#### Entries supplied
··········

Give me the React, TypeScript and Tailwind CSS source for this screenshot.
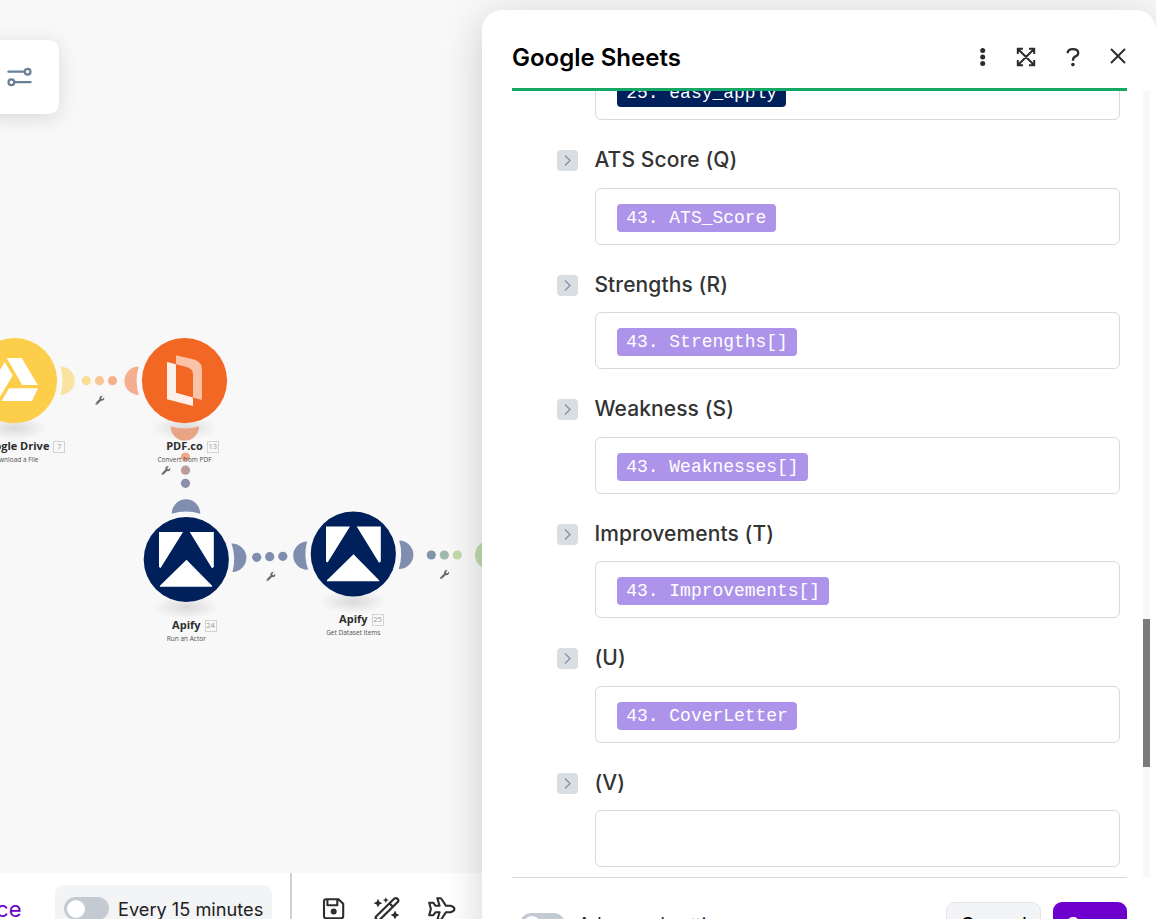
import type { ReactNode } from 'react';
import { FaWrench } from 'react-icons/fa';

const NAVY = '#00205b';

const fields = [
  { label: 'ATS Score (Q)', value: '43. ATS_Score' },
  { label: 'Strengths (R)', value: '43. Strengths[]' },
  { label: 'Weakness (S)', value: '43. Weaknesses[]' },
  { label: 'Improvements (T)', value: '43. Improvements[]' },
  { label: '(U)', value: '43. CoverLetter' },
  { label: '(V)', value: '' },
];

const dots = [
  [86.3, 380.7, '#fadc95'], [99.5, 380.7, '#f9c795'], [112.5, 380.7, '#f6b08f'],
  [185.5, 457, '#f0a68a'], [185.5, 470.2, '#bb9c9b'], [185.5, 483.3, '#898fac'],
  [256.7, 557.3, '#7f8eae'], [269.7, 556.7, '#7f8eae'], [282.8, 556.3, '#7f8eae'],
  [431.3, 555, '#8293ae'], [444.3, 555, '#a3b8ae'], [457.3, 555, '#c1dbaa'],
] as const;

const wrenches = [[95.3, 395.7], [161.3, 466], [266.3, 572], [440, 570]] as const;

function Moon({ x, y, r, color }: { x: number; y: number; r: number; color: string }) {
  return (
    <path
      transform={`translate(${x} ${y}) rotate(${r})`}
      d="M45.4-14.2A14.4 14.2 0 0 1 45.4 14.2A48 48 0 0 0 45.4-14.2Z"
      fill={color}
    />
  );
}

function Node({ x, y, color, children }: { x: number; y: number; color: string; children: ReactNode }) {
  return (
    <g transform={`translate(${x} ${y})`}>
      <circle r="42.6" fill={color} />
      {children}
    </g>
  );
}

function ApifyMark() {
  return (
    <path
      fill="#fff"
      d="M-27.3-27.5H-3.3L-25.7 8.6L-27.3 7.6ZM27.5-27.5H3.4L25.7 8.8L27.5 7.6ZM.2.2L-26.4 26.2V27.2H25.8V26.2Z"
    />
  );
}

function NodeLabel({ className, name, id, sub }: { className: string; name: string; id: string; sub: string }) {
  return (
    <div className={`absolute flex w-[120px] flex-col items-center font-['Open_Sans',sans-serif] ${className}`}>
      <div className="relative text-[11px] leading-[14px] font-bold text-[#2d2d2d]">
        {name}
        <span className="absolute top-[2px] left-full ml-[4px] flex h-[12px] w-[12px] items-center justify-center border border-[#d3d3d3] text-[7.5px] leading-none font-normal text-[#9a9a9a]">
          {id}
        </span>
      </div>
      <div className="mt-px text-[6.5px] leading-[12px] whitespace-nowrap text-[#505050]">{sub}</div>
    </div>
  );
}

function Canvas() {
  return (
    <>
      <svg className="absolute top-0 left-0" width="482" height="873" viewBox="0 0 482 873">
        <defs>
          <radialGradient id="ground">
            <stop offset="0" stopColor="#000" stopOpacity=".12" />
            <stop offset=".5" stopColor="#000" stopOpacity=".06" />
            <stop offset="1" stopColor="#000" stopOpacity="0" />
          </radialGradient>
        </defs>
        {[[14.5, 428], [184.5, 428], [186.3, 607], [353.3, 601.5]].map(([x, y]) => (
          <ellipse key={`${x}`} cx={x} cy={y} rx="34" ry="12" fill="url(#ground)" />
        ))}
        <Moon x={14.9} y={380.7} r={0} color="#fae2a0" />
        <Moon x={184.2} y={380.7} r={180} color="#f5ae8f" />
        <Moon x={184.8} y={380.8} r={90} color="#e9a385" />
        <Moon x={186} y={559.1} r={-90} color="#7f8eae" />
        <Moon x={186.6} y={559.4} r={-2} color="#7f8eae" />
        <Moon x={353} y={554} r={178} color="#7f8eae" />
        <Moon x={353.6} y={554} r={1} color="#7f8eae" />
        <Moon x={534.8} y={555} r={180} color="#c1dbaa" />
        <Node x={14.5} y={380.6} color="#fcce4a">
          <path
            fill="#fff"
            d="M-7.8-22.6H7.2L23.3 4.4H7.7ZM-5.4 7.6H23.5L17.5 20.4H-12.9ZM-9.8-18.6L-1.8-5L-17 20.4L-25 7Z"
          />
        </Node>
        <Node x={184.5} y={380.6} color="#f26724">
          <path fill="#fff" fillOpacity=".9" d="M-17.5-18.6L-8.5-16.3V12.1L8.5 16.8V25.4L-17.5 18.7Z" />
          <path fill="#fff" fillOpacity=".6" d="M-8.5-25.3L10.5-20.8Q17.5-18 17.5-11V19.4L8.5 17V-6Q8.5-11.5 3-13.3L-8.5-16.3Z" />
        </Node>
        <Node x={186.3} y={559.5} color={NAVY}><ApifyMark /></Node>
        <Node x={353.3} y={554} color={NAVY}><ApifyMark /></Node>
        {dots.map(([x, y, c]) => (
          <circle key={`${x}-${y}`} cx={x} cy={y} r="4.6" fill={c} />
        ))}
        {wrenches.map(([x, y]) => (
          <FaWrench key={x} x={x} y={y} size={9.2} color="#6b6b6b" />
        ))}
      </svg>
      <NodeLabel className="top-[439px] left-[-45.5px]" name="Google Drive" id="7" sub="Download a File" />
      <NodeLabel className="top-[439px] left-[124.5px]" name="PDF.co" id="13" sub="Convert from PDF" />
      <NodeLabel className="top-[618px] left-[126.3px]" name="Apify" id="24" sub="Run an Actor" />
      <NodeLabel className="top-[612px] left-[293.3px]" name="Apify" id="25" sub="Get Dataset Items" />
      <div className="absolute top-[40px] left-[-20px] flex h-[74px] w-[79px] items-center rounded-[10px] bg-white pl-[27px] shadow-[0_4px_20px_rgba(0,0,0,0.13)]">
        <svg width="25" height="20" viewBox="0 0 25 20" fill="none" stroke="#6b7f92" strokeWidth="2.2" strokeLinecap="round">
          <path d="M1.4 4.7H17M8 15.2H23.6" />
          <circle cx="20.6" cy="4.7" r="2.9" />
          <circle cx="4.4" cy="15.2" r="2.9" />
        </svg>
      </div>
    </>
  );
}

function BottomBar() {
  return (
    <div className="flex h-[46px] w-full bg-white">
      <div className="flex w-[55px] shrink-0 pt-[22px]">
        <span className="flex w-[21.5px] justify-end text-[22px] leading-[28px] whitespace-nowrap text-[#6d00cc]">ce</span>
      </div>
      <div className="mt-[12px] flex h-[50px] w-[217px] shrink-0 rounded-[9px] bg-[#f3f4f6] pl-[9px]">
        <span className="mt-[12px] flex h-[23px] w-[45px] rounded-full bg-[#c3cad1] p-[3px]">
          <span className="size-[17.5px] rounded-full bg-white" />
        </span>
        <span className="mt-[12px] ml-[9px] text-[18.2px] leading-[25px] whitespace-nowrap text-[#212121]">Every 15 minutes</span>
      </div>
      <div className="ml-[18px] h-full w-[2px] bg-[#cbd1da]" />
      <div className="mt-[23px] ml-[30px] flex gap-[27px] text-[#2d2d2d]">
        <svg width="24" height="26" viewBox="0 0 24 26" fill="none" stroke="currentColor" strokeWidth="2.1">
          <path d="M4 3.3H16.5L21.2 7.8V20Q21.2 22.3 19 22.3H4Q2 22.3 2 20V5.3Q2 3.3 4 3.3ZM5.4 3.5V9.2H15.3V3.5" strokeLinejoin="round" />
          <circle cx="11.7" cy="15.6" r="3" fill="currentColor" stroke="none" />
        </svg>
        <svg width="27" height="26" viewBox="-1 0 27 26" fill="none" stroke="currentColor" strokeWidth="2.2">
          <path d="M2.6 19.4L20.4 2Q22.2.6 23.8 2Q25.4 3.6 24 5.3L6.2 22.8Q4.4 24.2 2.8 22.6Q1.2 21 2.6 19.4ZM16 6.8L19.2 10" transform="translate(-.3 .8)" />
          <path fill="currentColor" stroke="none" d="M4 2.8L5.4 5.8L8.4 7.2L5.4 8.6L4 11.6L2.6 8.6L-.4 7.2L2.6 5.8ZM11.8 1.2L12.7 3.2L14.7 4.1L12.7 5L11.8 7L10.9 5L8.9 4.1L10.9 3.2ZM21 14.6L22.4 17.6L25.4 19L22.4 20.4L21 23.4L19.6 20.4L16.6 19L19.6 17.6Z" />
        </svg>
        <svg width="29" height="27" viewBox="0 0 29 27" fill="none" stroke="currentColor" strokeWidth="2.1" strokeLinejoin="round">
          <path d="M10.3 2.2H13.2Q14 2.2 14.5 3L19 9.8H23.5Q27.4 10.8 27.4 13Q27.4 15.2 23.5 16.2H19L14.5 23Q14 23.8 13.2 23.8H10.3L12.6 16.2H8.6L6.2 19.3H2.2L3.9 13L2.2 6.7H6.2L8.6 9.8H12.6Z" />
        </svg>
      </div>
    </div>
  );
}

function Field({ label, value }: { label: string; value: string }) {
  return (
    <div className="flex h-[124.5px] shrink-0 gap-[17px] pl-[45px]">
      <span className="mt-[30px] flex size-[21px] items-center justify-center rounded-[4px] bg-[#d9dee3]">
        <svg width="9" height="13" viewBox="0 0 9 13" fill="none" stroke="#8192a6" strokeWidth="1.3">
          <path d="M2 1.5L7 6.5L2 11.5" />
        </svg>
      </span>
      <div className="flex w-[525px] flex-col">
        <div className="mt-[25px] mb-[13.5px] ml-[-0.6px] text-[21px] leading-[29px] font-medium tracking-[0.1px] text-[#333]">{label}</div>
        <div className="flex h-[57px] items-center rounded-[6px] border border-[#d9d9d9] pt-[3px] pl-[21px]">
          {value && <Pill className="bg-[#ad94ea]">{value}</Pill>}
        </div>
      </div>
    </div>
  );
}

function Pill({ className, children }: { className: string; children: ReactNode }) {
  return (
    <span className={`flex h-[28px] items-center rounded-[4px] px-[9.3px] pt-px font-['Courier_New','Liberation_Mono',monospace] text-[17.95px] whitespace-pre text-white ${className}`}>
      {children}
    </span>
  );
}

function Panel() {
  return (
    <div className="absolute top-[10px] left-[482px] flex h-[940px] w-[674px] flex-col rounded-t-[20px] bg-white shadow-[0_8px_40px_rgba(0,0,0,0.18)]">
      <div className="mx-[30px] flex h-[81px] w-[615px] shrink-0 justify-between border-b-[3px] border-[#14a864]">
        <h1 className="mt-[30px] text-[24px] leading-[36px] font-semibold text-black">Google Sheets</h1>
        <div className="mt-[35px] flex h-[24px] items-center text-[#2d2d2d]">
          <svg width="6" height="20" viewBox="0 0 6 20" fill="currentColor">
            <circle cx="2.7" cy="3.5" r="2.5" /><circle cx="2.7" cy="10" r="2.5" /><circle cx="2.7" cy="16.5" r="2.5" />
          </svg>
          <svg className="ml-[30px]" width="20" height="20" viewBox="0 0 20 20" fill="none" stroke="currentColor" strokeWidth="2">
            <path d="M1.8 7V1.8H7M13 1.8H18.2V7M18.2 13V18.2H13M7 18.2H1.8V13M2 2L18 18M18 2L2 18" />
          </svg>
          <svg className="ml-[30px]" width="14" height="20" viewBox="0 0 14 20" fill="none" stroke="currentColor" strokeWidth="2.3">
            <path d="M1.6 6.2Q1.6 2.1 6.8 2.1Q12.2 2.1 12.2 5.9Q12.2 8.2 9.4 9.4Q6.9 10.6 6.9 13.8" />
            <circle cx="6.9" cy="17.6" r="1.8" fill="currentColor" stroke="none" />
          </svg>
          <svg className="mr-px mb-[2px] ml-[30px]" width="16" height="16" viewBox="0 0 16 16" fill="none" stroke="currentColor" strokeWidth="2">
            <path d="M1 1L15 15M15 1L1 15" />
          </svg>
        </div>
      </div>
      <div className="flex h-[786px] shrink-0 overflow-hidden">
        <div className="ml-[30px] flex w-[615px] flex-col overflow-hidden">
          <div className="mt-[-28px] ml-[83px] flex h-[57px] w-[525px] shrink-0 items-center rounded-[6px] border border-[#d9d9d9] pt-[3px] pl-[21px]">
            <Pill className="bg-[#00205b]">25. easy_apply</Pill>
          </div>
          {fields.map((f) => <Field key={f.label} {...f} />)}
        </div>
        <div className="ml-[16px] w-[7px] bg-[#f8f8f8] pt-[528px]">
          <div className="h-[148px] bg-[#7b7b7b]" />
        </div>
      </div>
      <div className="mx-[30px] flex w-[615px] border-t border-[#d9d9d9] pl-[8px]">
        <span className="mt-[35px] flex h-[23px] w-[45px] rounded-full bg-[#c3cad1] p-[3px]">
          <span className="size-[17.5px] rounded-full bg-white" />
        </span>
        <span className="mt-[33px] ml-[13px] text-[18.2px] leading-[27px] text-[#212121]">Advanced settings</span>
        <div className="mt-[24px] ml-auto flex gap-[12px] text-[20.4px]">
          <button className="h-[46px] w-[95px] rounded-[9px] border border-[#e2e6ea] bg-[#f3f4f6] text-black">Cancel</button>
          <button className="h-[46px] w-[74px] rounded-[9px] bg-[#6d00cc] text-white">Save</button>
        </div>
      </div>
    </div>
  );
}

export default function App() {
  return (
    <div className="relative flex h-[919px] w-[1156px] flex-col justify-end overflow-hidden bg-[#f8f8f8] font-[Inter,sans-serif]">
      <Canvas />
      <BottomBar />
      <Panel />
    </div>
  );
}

··········

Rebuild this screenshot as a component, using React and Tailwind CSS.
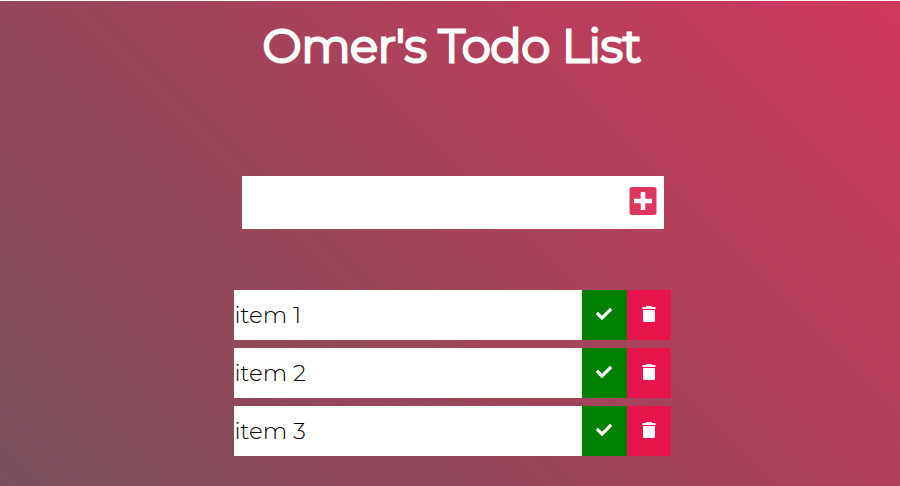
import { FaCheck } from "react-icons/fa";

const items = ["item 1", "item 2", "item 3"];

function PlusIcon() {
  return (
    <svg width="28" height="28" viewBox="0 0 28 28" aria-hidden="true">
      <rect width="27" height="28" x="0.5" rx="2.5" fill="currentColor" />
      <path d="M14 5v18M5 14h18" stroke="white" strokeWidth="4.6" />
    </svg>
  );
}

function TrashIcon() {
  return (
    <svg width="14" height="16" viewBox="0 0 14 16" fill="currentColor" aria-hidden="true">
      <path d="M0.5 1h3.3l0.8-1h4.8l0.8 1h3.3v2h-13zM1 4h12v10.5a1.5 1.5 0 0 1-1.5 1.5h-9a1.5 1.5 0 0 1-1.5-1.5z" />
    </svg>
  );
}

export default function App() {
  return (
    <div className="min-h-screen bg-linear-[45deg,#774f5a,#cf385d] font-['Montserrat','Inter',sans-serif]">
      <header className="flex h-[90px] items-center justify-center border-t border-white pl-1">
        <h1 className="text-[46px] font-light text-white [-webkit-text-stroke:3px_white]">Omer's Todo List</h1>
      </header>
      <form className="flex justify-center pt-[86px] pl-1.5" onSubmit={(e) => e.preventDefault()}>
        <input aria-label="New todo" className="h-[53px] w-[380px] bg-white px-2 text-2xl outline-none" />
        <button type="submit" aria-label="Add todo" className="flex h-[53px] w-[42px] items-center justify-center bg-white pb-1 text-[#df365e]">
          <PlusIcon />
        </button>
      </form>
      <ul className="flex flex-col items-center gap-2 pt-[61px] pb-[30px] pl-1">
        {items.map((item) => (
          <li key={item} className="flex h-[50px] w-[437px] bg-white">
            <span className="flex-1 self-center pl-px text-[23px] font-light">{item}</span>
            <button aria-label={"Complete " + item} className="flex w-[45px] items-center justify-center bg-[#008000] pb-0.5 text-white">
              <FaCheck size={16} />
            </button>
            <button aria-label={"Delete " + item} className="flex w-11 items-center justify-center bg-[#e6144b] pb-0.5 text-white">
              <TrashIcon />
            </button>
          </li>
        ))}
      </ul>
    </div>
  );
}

··········

#### What needs to be done
Only the lines from the one holding "Give me the" to the one holding "const NAVY = '#00205b';" should be returned, both included and exactly as written, with no pictures.

#### Right answer
Give me the React, TypeScript and Tailwind CSS source for this screenshot.
import type { ReactNode } from 'react';
import { FaWrench } from 'react-icons/fa';

const NAVY = '#00205b';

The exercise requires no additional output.